The
US government plans to end financial support for Gavi, an organisation
that helps buy vaccines for children in developing countries.
According
to a document, which has been seen by multiple news organisations, the
Trump administration is also planning to scale back efforts to combat
malaria — a highly dangerous infection spread by mosquito bites.
The
administration will continue to fund some grants that pay for drugs
that treat HIV and tuberculosis (TB) and provide food aid to nations
where civil wars and natural disasters are occurring, the document —
first reported by the New York Times — showed.

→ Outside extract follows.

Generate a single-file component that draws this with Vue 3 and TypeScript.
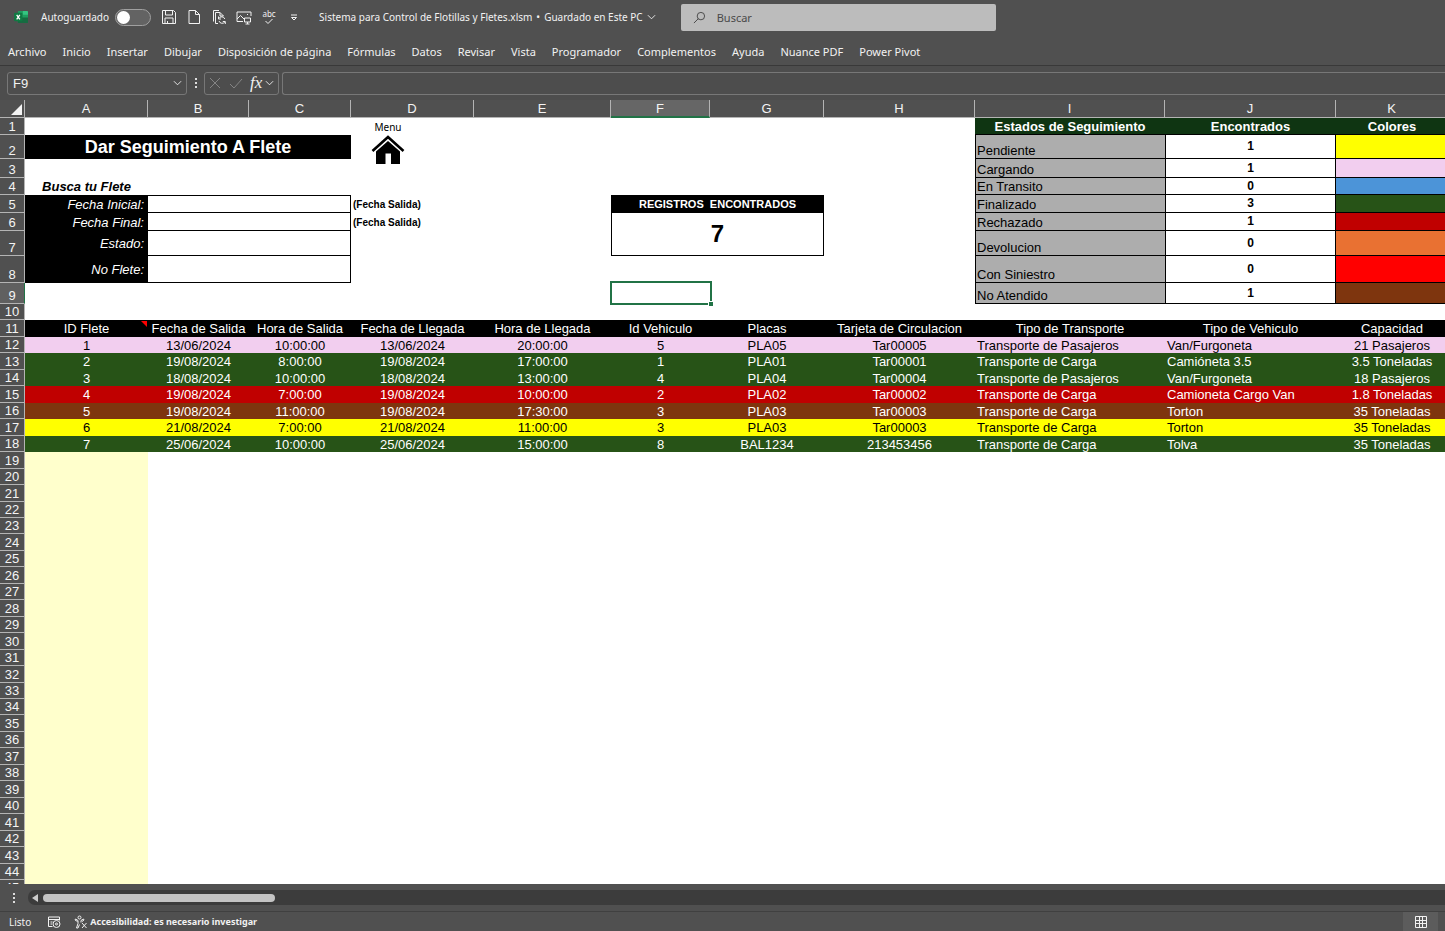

The US Health and Human Services Department did not respond to a request for comment, according to news agency Reuters.
The US
government has drastically scaled back foreign aid since Donald Trump
took office, with around 80 per cent of US Agency for International
Development contracts abruptly cut.
The
281-page document lists 898 programs that will remain active, totalling
US$78 billion ($123 billion) in spending — much of which it says has
already been disbursed.
In a statement on X, Gavi said that US support for its operations was "vital".
"With
US support, we can save over 8 million lives over the next 5 years and
give millions of children a better chance at a healthy, prosperous
future," it said in a statement on X.
The announcement would dramatically undermine global efforts to combat preventable diseases in the developing world.
Mr Trump's US health secretary, Robert F Kennedy Jr, is a notable vaccine sceptic, and presides over the country's sprawling, trillion-dollar health agencies.